Diffusion Policy: Visuomotor Policy Learning via Action Diffusion
Source
- Raw Markdown: paper_diffusion-policy-2023.md
- PDF: paper_diffusion-policy-2023.pdf
- Preprint: arXiv 2303.04137
Core Claim
Diffusion Policy models a distribution over future action trajectories by denoising action chunks conditioned on recent observations. It is one of the clearest sources for treating robot motor control as conditional generation over continuous control-input trajectories.
Method Notes
- The model samples noisy future actions and iteratively denoises them into an executable action chunk.
- Inference is used in a receding-horizon loop: generate a chunk, execute part of it, observe again, then regenerate.

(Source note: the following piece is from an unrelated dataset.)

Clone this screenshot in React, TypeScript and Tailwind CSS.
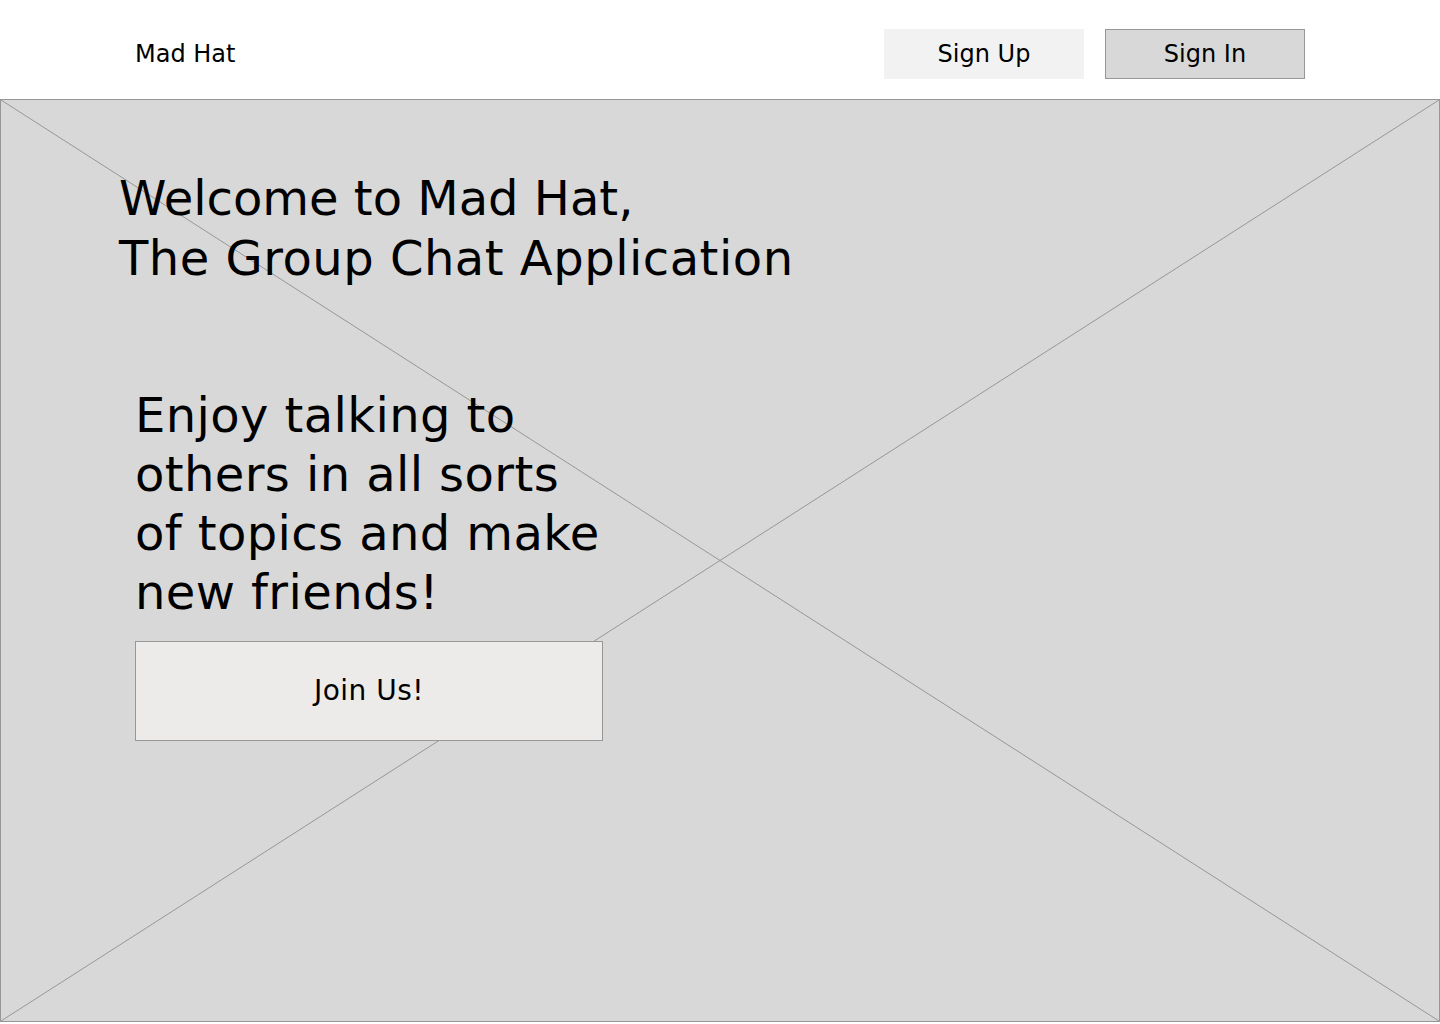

- The source compares CNN-conditioned and Transformer-based diffusion policies; diffusion is the action distribution model, while attention is one possible denoising-network architecture.
Evidence And Limitations
The paper reports consistent improvement over behavior-cloning baselines across simulation and real-world tasks, including robustness to some visual and physical perturbations. It also notes the central tradeoff: denoising improves multimodal continuous action modeling but raises inference latency relative to one-pass regression policies.
Foundation TSFM Relevance
| Agenda slot | Verdict | Evidence | Missing pieces |
|---|---|---|---|
| Multi-modal future distributions | partially closes | Denoises future action chunks and explicitly targets multi-modal continuous action distributions. | The modeled distribution is over actions, not future observations or latent system states. |
| Control and counterfactuals | partially closes | Runs in a receding-horizon closed loop: observe, generate an action sequence, execute part of it, then replan. | It is imitation policy learning, not a learned world model that compares candidate intervention consequences. |
| Dynamic compute allocation | warning | Iterative denoising supports expressive action generation but adds latency relative to one-pass policies. | Needs acceleration or hybrid heads for high-rate control loops and digital operational systems. |
Links Into The Wiki
- Foundation Time-Series Model Research Agenda
- Diffusion Policy
- Robotics Time-Series Modeling
- World Models
Open Questions
- Which latency-reduction methods preserve closed-loop robustness for high-rate contact tasks?
- Should time-series foundation models borrow diffusion over future observation blocks, future control chunks, or both?